Mais d’ores et déjà, il semble que toutes les ambitions initiales portées par la RE 2020 ne figureront pas dans cette première réglementation environnementale. En effet, bien que la RE 2020 semble s’inscrire dans la continuité de l’expérimentation E+C- sur le volet carbone, le Gouvernement a décidé de revoir les exigences sur le volet énergétique en écartant par exemple les critères incitant à la conception de Bepos (bâtiments à énergie positive). Dans la droite ligne de la stratégie nationale bas carbone 2050, la RE 2020 se concentre aujourd’hui sur la maîtrise des émissions de gaz à effet de serre (GES) d’un bâtiment, à toutes les étapes de son existence, de l’origine des matériaux utilisés jusqu’à la déconstruction, en passant par la construction et la phase d’exploitation, dans une logique d’analyse du cycle de vie, sachant que les matériaux ont un poids carbone prépondérant. Les industriels sont d’ailleurs appelés à renforcer les données environnementales de leurs produits et de leurs équipements, via les fiches de déclaration environnementale et sanitaire (FDES) et de profil environnemental produit (PEP).

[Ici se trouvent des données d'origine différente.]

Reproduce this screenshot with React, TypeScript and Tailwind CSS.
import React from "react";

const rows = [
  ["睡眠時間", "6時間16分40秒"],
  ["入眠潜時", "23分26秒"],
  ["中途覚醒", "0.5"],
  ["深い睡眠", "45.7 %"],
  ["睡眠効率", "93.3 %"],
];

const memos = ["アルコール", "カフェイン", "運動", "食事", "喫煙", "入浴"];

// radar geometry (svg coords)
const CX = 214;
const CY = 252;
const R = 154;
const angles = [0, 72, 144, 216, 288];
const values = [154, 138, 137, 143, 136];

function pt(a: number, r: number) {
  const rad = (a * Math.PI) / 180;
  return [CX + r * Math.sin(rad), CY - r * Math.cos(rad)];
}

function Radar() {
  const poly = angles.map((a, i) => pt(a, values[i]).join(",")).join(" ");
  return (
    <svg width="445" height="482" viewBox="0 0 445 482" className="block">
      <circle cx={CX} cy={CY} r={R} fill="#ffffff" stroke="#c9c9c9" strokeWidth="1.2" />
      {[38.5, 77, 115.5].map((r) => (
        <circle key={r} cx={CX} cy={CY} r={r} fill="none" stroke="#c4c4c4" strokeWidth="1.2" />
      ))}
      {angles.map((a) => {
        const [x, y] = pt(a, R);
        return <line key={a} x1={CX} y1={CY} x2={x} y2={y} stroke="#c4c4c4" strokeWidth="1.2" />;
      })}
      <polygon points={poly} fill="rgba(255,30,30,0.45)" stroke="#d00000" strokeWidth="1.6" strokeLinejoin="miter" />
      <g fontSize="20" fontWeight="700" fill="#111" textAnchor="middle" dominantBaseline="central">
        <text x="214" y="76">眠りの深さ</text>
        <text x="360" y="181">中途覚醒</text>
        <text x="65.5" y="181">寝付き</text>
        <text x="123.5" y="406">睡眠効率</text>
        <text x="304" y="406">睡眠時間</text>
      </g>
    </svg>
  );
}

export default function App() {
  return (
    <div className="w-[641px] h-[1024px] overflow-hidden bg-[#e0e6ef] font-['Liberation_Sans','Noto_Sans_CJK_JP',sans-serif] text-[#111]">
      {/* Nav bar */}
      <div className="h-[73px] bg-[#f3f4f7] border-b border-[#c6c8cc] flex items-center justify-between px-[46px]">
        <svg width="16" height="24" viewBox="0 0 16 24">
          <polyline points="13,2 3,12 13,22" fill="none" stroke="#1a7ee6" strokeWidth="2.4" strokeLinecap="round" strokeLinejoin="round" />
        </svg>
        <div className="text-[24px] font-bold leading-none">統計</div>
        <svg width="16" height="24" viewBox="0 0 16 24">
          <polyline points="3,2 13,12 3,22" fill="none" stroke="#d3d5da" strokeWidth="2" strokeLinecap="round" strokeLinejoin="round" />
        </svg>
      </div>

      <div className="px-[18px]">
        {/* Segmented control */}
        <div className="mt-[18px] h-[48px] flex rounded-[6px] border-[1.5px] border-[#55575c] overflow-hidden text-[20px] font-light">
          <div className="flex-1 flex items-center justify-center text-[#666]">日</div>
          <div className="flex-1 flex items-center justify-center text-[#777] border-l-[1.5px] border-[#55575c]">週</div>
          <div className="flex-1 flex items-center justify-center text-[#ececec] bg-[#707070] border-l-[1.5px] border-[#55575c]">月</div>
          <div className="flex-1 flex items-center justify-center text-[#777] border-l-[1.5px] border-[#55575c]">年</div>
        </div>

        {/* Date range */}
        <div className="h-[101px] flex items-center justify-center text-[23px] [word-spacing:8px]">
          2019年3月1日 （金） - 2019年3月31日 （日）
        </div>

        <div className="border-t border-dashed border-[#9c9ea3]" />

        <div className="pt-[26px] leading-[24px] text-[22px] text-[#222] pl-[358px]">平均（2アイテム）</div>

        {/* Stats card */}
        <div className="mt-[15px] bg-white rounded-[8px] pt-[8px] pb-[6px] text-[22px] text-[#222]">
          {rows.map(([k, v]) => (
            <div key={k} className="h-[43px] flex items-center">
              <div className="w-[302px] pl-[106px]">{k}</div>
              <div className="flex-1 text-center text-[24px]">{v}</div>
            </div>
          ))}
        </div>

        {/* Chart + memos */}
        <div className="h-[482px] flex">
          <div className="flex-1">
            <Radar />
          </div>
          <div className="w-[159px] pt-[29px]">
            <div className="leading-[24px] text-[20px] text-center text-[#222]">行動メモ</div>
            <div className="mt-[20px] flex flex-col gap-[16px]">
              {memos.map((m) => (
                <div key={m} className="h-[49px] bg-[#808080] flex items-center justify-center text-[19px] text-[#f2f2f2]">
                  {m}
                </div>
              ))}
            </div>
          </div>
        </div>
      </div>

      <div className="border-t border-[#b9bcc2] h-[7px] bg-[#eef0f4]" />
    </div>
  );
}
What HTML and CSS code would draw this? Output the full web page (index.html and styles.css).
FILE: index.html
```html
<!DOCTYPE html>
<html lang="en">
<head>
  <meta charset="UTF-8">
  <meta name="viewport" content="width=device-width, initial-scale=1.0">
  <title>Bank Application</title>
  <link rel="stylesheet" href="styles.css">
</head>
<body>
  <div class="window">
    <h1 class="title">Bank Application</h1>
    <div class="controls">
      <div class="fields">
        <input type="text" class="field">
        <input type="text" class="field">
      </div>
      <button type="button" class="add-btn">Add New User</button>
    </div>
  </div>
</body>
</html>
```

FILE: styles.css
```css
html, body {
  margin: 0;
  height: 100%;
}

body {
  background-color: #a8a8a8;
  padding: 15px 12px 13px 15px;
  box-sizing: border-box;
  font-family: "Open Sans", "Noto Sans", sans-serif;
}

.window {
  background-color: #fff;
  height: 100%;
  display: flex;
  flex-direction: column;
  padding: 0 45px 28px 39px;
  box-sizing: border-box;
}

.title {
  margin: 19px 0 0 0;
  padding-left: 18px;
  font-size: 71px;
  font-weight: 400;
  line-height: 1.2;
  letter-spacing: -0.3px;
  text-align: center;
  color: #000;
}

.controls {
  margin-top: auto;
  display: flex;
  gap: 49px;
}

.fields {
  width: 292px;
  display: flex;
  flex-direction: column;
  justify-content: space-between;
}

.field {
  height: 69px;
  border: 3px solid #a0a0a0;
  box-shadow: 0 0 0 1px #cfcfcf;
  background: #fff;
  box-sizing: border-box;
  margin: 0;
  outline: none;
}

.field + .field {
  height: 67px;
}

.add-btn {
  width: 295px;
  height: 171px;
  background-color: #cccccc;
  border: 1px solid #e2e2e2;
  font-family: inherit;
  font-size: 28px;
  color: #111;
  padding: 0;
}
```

Cette concertation finale pourrait également aboutir, dans un second temps, à la définition d’un label facultatif permettant aux maîtres d’ouvrage volontaires d’aller au-delà des exigences de la future RE 2020, tel le BBC qui avait précédé la RT 2012. La fonction de ce futur label sera de jouer un rôle prospectif, mais aussi d’anticiper l’étape réglementaire d’après et de compléter ainsi les règles du jeu de la RE 2020 en prenant en compte des sujets tels que la qualité de l’air intérieur, la gestion de l’eau, la biodiversité ou les mobilités.
Un tel changement ne s’improvise pas. Tous les acteurs de la construction vont être impactés par la production de bâtiments bas carbone (BBCA) avec une performance énergétique renforcée. Les maîtres d’ouvrage et d’œuvre devront, dès la phase de conception, intégrer cette problématique dans leurs choix constructifs, tandis que les entreprises en assureront la qualité de mise en œuvre, choisiront les assemblages de solutions bas carbone et conseilleront sur les nouveaux produits qui vont fleurir, à l’instar des matériaux biosourcés.
L’organisation des chantiers sera nécessairement ajustée, avec une interaction renforcée entre les acteurs, liée notamment à la présence d’un bureau d’études spécialisé qui devra vérifier que toutes les solutions techniques choisies sur l’ensemble du cycle de vie du bâtiment répondent bien aux exigences de la RE 2020.
Pour accompagner ces nouvelles façons de travailler et les nouvelles compétences qu’implique notamment le critère carbone, la FFB met déjà en place, avec l’aide de ses Unions et Syndicats de métiers, des actions de sensibilisation et d’information à l’intention de ses adhérents. Au sortir de la période de crise sanitaire, la RE 2020 va constituer dans les prochains mois un levier important de relance de l’activité pour le secteur du bâtiment. Il convient de s’en emparer dès à présent.
L’expérimentation E+C- en chiffres
En mai 2020, l’observatoire E+C- réunissait les analyses de cycle de vie de 1 151 bâtiments, dont 150 bâtiments tertiaires, 311 immeubles d’habitat collectif et 690 maisons individuelles.
De nouveaux usages évalués en vue de la RE 2020
Parmi les nouveaux usages pris en compte dans le calcul des consommations énergétiques et émissions carbone, on trouve notamment le fonctionnement des ascenseurs, les éclairages des parties communes, la ventilation des parkings ou encore la quantité de carbone biogénique stocké dans le bâtiment.